The government also will “in all likelihood” end up with a majority of Irish Life, the only government-guaranteed bank to avoid a bailout before yesterday, Noonan said.
Ireland set aside 35 billion euros of funds for its banks last year as part of the country’s rescue package by the European Union and International Monetary Fund. The money includes 17.5 billion euros from Ireland’s own resources.
The banks were reliant on the European Central Bank for 88.7 billion euros of funding at the end of last month, the Irish central bank said. They may have borrowed as much as an additional 70.1 billion euros in exceptional liquidity from the Irish central bank, according to figures on March 11.

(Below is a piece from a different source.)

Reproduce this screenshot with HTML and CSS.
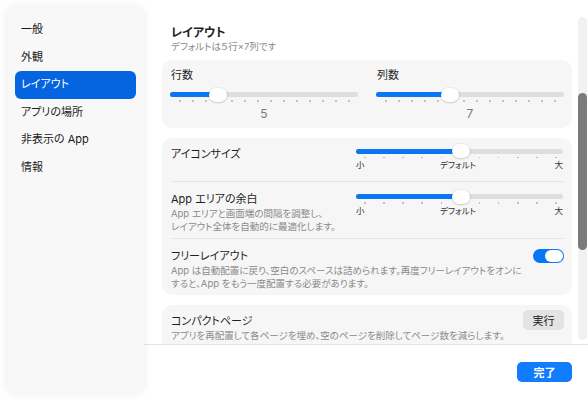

Ireland will now seek to reopen terms of the country’s 85 billion-euro EU and IMF bailout agreement that was reached in November. Noonan will bring the results to a meeting of European finance ministers in Budapest starting on April 8 as he pushes for a reduction in the 5.8 percent interest rate on the loans.
Honohan said yesterday there’s no imminent prospect of obtaining a longer-term financing facility from the ECB. He also opposes forcing senior bank bondholders to take a loss.
The yield on 10-year Irish bonds narrowed 1 basis point from yesterday to 10.2 percent at 8:15 a.m. The extra yield investors demand to hold the securities rather than German bunds of similar maturity more narrowed 6 basis points from yesterday to 681 basis points, having more than quadrupled in the past year. The spread over German debt is more than nine times the average of the past decade, data compiled by Bloomberg show.
“People may stop worrying about banks and senior haircuts,” Ivan Zubo, a banking analyst at BNP Paribas in London, said in an interview. “But they may start worrying about the sustainability of the sovereign.”